In particular, the primary fields $\Phi^\rho$ satisfy the OPEs $$J^a(y)\Phi^\rho(z) = - \frac{\rho(L^a)\Phi^\rho(z)}{y-z} + \text{reg.}$$ where $\rho$ is an `integrable' representation of the algebra and $\Phi^\rho(z)$ live in the representation space of the algebra.
So in principle, it should be possible to write all primary fields purely in terms of WZW currents. Or it should be possible to write correlations in terms of current correlations. Has this been done before?
EDIT: In lieu of Nikita's response, I think a better question would be can nonzero correlations of vertex operators be written in terms of the current algebra? Although by 'NOTE 2' below, maybe even this isn't necessary.
In the case of products of vertex operators (say for a single boson, which corresponds to a $U(1)_1$ WZW model), vertex correlations with some neutrality condition $\sum_i {\alpha_i} = 0$, the correlator $\langle e^{i \alpha_1 \phi(x_1)} \cdots e^{i \alpha_n (x_n)} \rangle$ can be written in terms of the currents $\epsilon_{\mu\nu} \partial^\nu \phi$ since the argument of the exponential can be written as
$$\sum_i \alpha_i \phi(x_i) = - \alpha_1 \int_{x_1}^{x_2} dx^\mu \partial_\mu \phi(x) - (\alpha_1 + \alpha_2) \int_{x_2}^{x_3} dx^\mu \partial_\mu \phi(x) - \cdots - (\alpha_1 + \alpha_2 + \cdots + \alpha_{n-1}) \int_{x_{n-1}}^{x_n} dx^\mu \partial_\mu \phi(x).$$
As such, these products of vertex operators are written as a 'non-local' integral of currents away from the insertion points. However, note that these representations are not 'universal' in the sense that there may be many ways to write these integrals.
For $U(1)_k$, primary fields correspond to restricting $\alpha_i \in \frac{1}{\sqrt{k}} \mathbb{Z}$, so such a presciption does indeed exist. The question is now to generalize the above to $U(N)_k$.

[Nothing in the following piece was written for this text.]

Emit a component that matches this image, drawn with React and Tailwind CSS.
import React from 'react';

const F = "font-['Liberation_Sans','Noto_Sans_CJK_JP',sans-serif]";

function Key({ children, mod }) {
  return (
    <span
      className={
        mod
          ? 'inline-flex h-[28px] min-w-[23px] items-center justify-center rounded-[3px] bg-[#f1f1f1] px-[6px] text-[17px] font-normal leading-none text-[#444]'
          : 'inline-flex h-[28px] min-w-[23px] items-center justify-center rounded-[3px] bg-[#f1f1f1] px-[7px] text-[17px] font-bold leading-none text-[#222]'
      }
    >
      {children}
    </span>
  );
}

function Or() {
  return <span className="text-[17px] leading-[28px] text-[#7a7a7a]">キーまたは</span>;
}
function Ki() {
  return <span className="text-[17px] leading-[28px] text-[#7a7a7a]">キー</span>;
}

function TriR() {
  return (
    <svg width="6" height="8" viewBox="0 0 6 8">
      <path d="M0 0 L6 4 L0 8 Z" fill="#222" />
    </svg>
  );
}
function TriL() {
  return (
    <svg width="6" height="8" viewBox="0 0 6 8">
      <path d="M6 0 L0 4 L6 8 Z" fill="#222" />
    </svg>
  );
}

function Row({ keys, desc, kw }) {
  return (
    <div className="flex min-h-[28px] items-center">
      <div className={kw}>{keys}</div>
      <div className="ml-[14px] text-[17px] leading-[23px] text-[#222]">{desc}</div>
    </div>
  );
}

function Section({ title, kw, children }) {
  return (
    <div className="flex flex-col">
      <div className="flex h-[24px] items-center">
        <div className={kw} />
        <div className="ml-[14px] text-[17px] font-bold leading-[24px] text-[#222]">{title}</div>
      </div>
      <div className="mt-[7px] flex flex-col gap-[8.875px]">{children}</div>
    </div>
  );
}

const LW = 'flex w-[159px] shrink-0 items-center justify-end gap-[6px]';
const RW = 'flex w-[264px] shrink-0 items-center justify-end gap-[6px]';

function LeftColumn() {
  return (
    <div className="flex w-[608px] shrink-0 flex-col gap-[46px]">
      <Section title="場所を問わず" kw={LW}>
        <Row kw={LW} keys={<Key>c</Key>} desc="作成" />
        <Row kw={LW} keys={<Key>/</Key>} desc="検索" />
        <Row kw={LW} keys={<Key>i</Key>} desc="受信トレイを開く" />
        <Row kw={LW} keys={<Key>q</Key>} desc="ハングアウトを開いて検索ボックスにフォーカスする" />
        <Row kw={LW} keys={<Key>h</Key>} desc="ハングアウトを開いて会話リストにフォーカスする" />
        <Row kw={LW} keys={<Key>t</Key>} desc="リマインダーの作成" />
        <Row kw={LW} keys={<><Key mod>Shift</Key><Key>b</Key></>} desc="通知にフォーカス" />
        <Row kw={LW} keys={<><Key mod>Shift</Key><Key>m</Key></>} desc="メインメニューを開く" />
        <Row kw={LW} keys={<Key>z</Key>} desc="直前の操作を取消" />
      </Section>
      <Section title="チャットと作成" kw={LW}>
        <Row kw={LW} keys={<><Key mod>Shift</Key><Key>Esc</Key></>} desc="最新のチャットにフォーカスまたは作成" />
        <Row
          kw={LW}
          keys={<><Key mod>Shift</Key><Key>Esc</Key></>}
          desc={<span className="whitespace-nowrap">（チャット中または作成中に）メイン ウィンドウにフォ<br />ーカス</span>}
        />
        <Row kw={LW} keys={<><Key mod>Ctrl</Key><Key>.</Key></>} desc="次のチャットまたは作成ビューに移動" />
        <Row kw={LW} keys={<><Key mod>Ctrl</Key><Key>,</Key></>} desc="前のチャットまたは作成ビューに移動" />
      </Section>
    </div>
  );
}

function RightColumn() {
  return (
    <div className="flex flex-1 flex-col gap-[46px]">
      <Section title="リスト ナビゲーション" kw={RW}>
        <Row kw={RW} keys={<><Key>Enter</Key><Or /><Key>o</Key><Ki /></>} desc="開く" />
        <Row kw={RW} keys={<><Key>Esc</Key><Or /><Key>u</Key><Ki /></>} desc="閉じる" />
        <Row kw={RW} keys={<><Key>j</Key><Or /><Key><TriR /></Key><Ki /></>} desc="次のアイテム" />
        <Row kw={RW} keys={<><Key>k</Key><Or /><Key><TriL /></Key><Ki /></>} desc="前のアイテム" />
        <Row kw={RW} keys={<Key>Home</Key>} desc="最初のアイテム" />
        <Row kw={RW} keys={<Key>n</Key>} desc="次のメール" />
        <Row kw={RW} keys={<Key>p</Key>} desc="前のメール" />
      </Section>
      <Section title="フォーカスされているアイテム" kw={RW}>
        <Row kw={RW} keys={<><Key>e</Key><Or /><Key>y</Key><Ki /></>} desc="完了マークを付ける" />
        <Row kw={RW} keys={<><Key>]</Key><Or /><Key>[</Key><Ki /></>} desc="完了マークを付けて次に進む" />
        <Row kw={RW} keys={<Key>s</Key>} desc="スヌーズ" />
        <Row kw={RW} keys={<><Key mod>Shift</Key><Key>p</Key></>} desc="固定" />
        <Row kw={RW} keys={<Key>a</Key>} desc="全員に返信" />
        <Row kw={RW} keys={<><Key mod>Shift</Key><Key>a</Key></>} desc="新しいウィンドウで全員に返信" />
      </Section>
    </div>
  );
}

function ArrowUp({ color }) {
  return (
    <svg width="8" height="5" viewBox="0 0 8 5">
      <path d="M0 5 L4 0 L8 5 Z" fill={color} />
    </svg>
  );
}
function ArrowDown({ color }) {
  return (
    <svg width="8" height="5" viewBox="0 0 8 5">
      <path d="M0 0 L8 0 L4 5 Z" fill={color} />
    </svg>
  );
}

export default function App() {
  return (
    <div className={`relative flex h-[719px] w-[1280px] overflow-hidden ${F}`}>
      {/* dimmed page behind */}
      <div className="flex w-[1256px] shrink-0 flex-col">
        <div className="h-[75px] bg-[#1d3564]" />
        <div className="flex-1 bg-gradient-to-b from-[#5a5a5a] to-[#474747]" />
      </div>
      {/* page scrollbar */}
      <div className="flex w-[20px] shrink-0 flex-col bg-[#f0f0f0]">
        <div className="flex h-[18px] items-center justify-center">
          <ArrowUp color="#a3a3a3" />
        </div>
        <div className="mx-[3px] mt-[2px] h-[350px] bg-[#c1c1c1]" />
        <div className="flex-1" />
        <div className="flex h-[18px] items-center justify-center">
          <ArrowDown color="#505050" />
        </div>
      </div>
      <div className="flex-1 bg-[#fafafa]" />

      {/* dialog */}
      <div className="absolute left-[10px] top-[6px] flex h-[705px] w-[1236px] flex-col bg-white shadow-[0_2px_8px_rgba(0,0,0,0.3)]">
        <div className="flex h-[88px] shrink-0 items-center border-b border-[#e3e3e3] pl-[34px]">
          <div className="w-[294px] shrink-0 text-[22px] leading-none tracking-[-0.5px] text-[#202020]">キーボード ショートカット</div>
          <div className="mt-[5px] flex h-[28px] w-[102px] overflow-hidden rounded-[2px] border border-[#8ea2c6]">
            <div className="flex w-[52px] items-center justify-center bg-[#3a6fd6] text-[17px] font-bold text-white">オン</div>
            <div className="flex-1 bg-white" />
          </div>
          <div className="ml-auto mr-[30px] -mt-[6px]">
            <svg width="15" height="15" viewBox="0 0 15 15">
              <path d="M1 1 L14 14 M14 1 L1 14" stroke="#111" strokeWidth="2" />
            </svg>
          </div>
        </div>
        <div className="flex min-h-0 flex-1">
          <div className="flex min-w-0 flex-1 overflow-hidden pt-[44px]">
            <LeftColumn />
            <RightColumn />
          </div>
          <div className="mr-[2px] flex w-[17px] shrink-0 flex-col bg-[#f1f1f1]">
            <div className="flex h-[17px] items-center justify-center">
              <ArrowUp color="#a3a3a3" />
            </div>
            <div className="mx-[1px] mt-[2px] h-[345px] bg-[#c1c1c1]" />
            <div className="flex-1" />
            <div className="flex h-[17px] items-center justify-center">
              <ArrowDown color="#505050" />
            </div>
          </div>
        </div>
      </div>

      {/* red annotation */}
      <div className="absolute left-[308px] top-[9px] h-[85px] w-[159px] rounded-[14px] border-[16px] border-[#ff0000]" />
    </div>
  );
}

NOTE: Regarding $U(1)_k$, a somewhat more aesthetic way to write the correlations are in terms of $k$ independent boson fields $\{\phi^{(1)} \cdots \phi^{(k)}\}$, $e^{i \frac{n}{\sqrt{k}} \phi(x)} \mapsto e^{i \frac{n}{k} \sum_{i=1}^{k} \phi^{(i)}(x)}$, which trades a nasty factor of $1/\sqrt{k}$ for a factor $1/k$. This is also nice because the current of $U(1)_k$ can be written as $J = \sum_{i=1}^{k} \epsilon_{\mu \nu} \partial^\nu \phi^{(i)}$, the diagonal algebra of $k$ boson currents. So, the notion of $k$ independent layers of the currents should somehow play a role in such constructions.
NOTE 2: Note that if we impose $\phi(z) \xrightarrow{z \to \infty} 0$, we'd have $\phi(z) = \int_{\infty}^{z} dx^{\mu} \partial_\mu \phi(x)$, so even the operators $e^{\alpha \phi(z)}$ by themselves have such a representation.